文/融思
「基隆新ㄟ車頭明年就起好丫,到時你叫看護陪你坐計程車去迺迺咧,你才知影有哇水?」前年有一天他那有錢有勢的姪孫,一進門就不斷地推崇基隆新火車站。話題引得這個從日據時代就好命,沒吃過苦的老人家眼睛整個亮了起來。
老人已經九十二歲了,因為曾去日本讀中學,所以說是「留日」的。我曾經問他:「阿伯,你奈ㄟ去日本讀冊啊?」老人不假思索的說:「卡早時荐學校甘那歸間,哇考沒學校湯呼讀啊!老輸介紹去ㄟ啦!」他一說完我就笑了出來。他看我笑,不以為然的說:「笑啥?是阮厝有錢架有法度呼哇出去呢!有影金開錢哦!哇坐船打折擱著愛開二十摳,卡早普通郎一個月若賺有五、六摳著偷笑啊!」一談到他的留日事蹟,一抹神氣的紅暈就會在他消瘦沒肉的臉上發光。

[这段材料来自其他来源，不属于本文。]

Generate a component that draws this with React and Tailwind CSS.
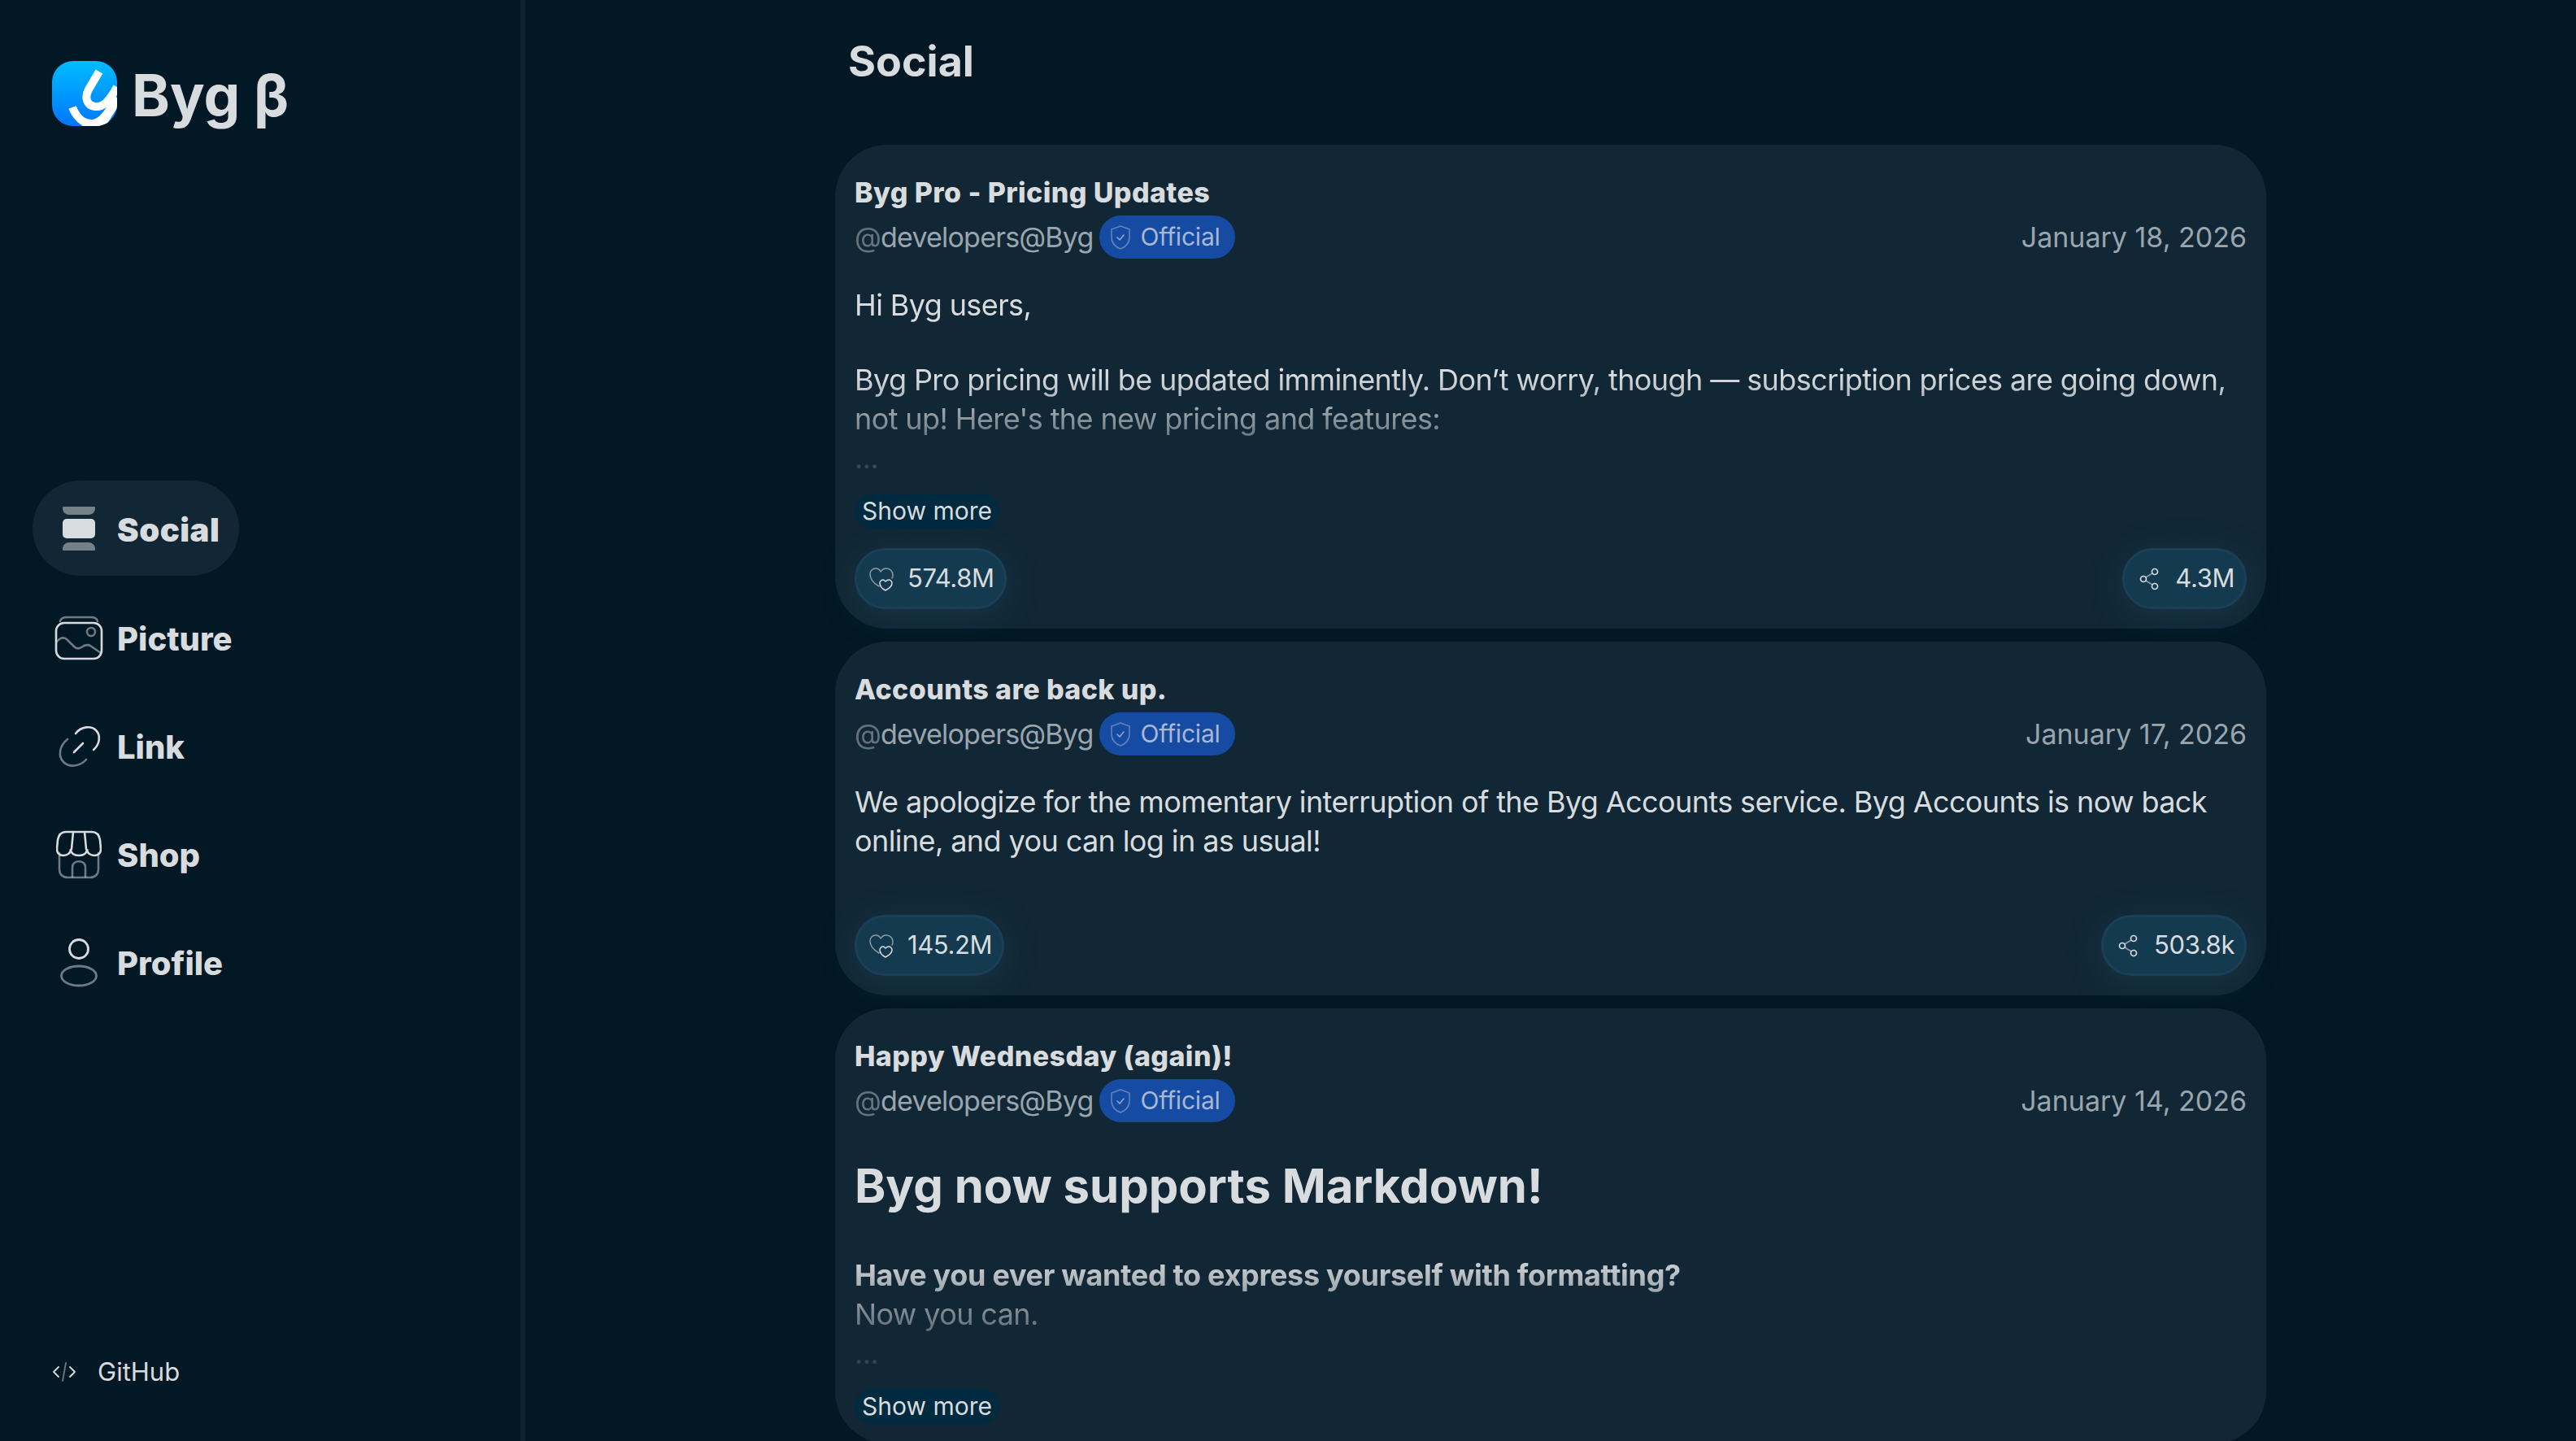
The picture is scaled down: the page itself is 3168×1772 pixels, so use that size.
const heading = "font-['Inter','Noto_Sans',sans-serif]";

function SocialIcon() {
  return (
    <svg width="56" height="56" viewBox="0 0 56 56" fill="#d9dcde">
      <path opacity=".5" d="M9 1h38c1 0 1 1 1 2 0 5-4 8-8 8H16c-4 0-8-3-8-8 0-1 0-2 1-2z" />
      <rect x="8" y="16" width="40" height="24" rx="5" />
      <path opacity=".5" d="M9 55h38c1 0 1-1 1-2 0-5-4-8-8-8H16c-4 0-8 3-8 8 0 1 0 2 1 2z" />
    </svg>
  );
}

function PictureIcon() {
  return (
    <svg width="60" height="56" viewBox="0 0 60 56" fill="none" stroke="#d9dcde" strokeWidth="2.6" strokeLinecap="round">
      <path opacity=".5" d="M7 7c1-4 4-5 8-5h30c4 0 7 1 8 5" />
      <rect x="2" y="9" width="56" height="44" rx="10" />
      <circle opacity=".5" cx="45" cy="20" r="5" />
      <path opacity=".5" d="M3 32c4-5 8-6 12-3l9 9c3 3 6 3 9 1 4-3 7-4 11-2l13 9" />
    </svg>
  );
}

function LinkIcon() {
  return (
    <svg width="56" height="56" viewBox="0 0 56 56" fill="none" stroke="#d9dcde" strokeWidth="2.6" strokeLinecap="round">
      <path d="M24 12C31 3 43 2 49 8c6 6 5 17-3 24" />
      <path opacity=".5" d="M14 19C4 27 2 40 9 47s20 6 28-3" />
      <path d="M22 35l11-11" />
    </svg>
  );
}

function ShopIcon() {
  return (
    <svg width="56" height="60" viewBox="0 0 56 60" fill="none" stroke="#d9dcde" strokeWidth="2.6" strokeLinecap="round">
      <path opacity=".5" d="M4 28v20c0 6 4 10 10 10h28c6 0 10-4 10-10V28" />
      <path opacity=".5" d="M20 57V45c0-9 16-9 16 0v12" />
      <path d="M12 2h32c6 0 9 4 10 10l1 11c0 5-3 8-8 8s-9-3-9-8c0 5-4 8-10 8s-10-3-10-8c0 5-4 8-9 8s-8-3-8-8l1-11C3 6 6 2 12 2z" />
      <path d="M19 23l2-21M37 23L35 2" />
    </svg>
  );
}

function ProfileIcon() {
  return (
    <svg width="50" height="60" viewBox="0 0 50 60" fill="none" stroke="#d9dcde" strokeWidth="2.8">
      <circle cx="25" cy="13" r="11.5" />
      <ellipse opacity=".5" cx="25" cy="46" rx="21.5" ry="12" />
    </svg>
  );
}

function Logo() {
  return (
    <svg width="80" height="80" viewBox="0 0 80 80" className="rounded-[26px]">
      <defs>
        <linearGradient id="logoBg" x1="0" y1="0" x2="0" y2="1">
          <stop offset="0" stopColor="#00bcff" />
          <stop offset="1" stopColor="#0076ff" />
        </linearGradient>
      </defs>
      <rect width="80" height="80" fill="url(#logoBg)" />
      <path d="M58 13L45 35c-5 9-3 20 8 21 10 1 17-6 27-24" fill="none" stroke="#fff" strokeWidth="10" />
      <path d="M25 57c4 10 12 20 24 20 12 0 20-13 31-32" fill="none" stroke="#fff" strokeWidth="10" />
      <path d="M36 80c4-3 10-4 16-3 10 0 18-10 28-28v9L66 80z" fill="#fff" />
    </svg>
  );
}

function ShieldIcon() {
  return (
    <svg width="28" height="32" viewBox="0 0 28 32" fill="none" stroke="#94a7c8" strokeWidth="1.6" strokeLinecap="round" strokeLinejoin="round">
      <path opacity=".6" d="M14 2l11 4v10c0 7-5 12-11 14C8 28 3 23 3 16V6z" />
      <path d="M10 16l3 3 5-6" />
    </svg>
  );
}

function HeartsIcon() {
  return (
    <svg width="32" height="32" viewBox="0 0 32 32" fill="none" stroke="#d9dcde" strokeWidth="1.5" strokeLinecap="round" strokeLinejoin="round">
      <path opacity=".6" d="M13 25C6 21 2 16 2 10c0-4 3-7 7-7 3 0 5 2 6 4 2-3 4-4 7-4 5 0 8 4 8 8 0 2 0 3-1 4" />
      <path d="M21 30c-4-2-7-5-7-9 0-2 2-4 4-4 1 0 2 1 3 2 1-1 2-2 4-2s4 2 4 4c0 4-4 7-8 9z" />
    </svg>
  );
}

function ShareIcon() {
  return (
    <svg width="24" height="28" viewBox="0 0 24 28" fill="none" stroke="#d9dcde" strokeWidth="1.7">
      <circle cx="19" cy="5" r="3.5" />
      <circle cx="5" cy="14" r="3.5" />
      <circle cx="19" cy="23" r="3.5" />
      <path opacity=".6" d="M8 12l8-5M8 16l8 5" />
    </svg>
  );
}

function CodeIcon() {
  return (
    <svg width="28" height="26" viewBox="0 0 28 26" fill="none" stroke="#d9dcde" strokeWidth="1.8" strokeLinecap="round" strokeLinejoin="round">
      <path d="M7 7l-6 6 6 6M21 7l6 6-6 6" />
      <path opacity=".5" d="M16 2l-4 22" />
    </svg>
  );
}

function NavItem({ icon, label, active }) {
  return (
    <div className={active ? "flex items-center h-[117px] w-[254px] rounded-full bg-[#112735]" : "flex items-center h-[117px] w-[254px] pt-[4px]"}>
      <div className="flex w-[104px] justify-center pl-[10px]">{icon}</div>
      <span className={`${heading} text-[40px] text-[#d9dcde] ${active ? "font-black pt-[4px] tracking-[0.5px]" : "font-extrabold pt-[3px]"}`}>{label}</span>
    </div>
  );
}

function Stat({ icon, value, spacing }) {
  return (
    <button className={`flex items-center h-[75px] rounded-[38px] border-[3px] border-[#1b3f58] bg-[#143a50] pr-[12px] text-[31px] tracking-[-0.4px] text-[#d9dcde] shadow-[0_8px_40px_rgba(40,80,100,0.35)] ${spacing}`}>
      {icon}
      <span>{value}</span>
    </button>
  );
}

function Card({ title, date, likes, shares, clampClass, children, gap }) {
  const body = "mt-[33px] text-[36px] leading-[48px] tracking-[-0.6px] text-[#d9dcde]";
  return (
    <article className="shrink-0 rounded-[64px] bg-[#112735] px-[24px] pt-[36px] pb-[24px]">
      <h2 className={`${heading} text-[34px] leading-[46px] tracking-[0.4px] font-extrabold text-[#d9dcde]`}>{title}</h2>
      <div className="mt-[5px] mb-[1px] flex h-[53px] items-center text-[34px]">
        <span className="tracking-[-0.8px] text-[#9aa5ad]">
          <span className="opacity-60">@</span>developers@Byg
        </span>
        <span className="ml-[8px] flex h-[53px] items-center gap-[10px] rounded-full bg-[#164ba3] pl-[12px] pr-[18px] text-[30px] tracking-[-0.2px] text-[#a9b8d2]">
          <ShieldIcon />
          Official
        </span>
        <span className="ml-auto text-[#9aa5ad]">{date}</span>
      </div>
      <div className={clampClass ? `${body} ${clampClass} overflow-hidden [mask-image:linear-gradient(to_bottom,black_45%,transparent_100%)]` : body}>
        {children}
      </div>
      {clampClass && (
        <div className="mt-[8px] flex">
          <button className="h-[43px] rounded-full bg-[#002a40] px-[9px] text-[30px] leading-[43px] text-[#d9dcde]">Show more</button>
        </div>
      )}
      {likes && (
        <div className={`flex items-center justify-between ${gap || "mt-[24px]"}`}>
          <Stat icon={<HeartsIcon />} value={likes} spacing="pl-[14px] gap-[16px]" />
          <Stat icon={<ShareIcon />} value={shares} spacing="pl-[18px] gap-[20px]" />
        </div>
      )}
    </article>
  );
}

const nav = [
  { label: "Social", icon: <SocialIcon />, active: true },
  { label: "Picture", icon: <PictureIcon /> },
  { label: "Link", icon: <LinkIcon /> },
  { label: "Shop", icon: <ShopIcon /> },
  { label: "Profile", icon: <ProfileIcon /> },
];

export default function App() {
  return (
    <div className="flex h-screen overflow-hidden bg-[#021824] font-['Inter',sans-serif]">
      <aside className="flex w-[646px] shrink-0 flex-col border-r-[6px] border-[#0f2230] pb-[62px] pl-[40px]">
        <div className="mt-[75px] flex h-[80px] items-center gap-[18px] pl-[24px]">
          <Logo />
          <span className={`${heading} pt-[4px] text-[71px] font-bold text-[#d9dcde]`}>Byg β</span>
        </div>
        <nav className="mt-[436px] flex flex-col gap-[16px]">
          {nav.map((n) => (
            <NavItem key={n.label} {...n} />
          ))}
        </nav>
        <div className="mt-auto flex items-center gap-[27px] pl-[25px] text-[31px] text-[#d9dcde]">
          <CodeIcon />
          GitHub
        </div>
      </aside>
      <main className="flex-1 overflow-hidden">
        <div className="ml-[381px] flex w-[1760px] flex-col gap-[16px]">
          <h1 className={`${heading} h-[162px] pl-[16px] pt-[46px] text-[52px] leading-[60px] font-bold text-[#d9dcde]`}>Social</h1>
          <Card title="Byg Pro - Pricing Updates" date="January 18, 2026" likes="574.8M" shares="4.3M" clampClass="h-[248px]">
            <p>Hi Byg users,</p>
            <p className="mt-[44px]">Byg Pro pricing will be updated imminently. Don’t worry, though — subscription prices are going down, not up! Here's the new pricing and features:</p>
            <p>...</p>
          </Card>
          <Card title="Accounts are back up." date="January 17, 2026" likes="145.2M" shares="503.8k" gap="mt-[67px]">
            <p>We apologize for the momentary interruption of the Byg Accounts service. Byg Accounts is now back online, and you can log in as usual!</p>
          </Card>
          <Card title="Happy Wednesday (again)!" date="January 14, 2026" clampClass="h-[287px]">
            <h3 className={`${heading} mt-[9px] text-[58px] leading-[72px] tracking-[0px] font-bold`}>Byg now supports Markdown!</h3>
            <p className="mt-[50px] font-bold tracking-[-0.3px]">Have you ever wanted to express yourself with formatting?</p>
            <p>Now you can.</p>
            <p>...</p>
          </Card>
        </div>
      </main>
    </div>
  );
}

男人嘛!就算到了一百歲還是男人,老人也不例外,九十二歲了「春一隻嘴通呼講古」。我是他的看護,照顧他四年多了,我總是在他稍顯沒精神的時候,當自己放CD似的開個頭,他就可以連說一個小時不喊累。
後來,他精神愈來愈差、故事也愈說愈短,甚至一整天都說不出話來。前年那一天,基隆新車站的話題,讓老人雀躍的拜託我到時候一定要帶他去繞一圈。我笑著把右手的食指和拇指圈住,其他三根手指翹起對著他搖了搖。這手勢讓他開心得像個孩子似的說了好多話。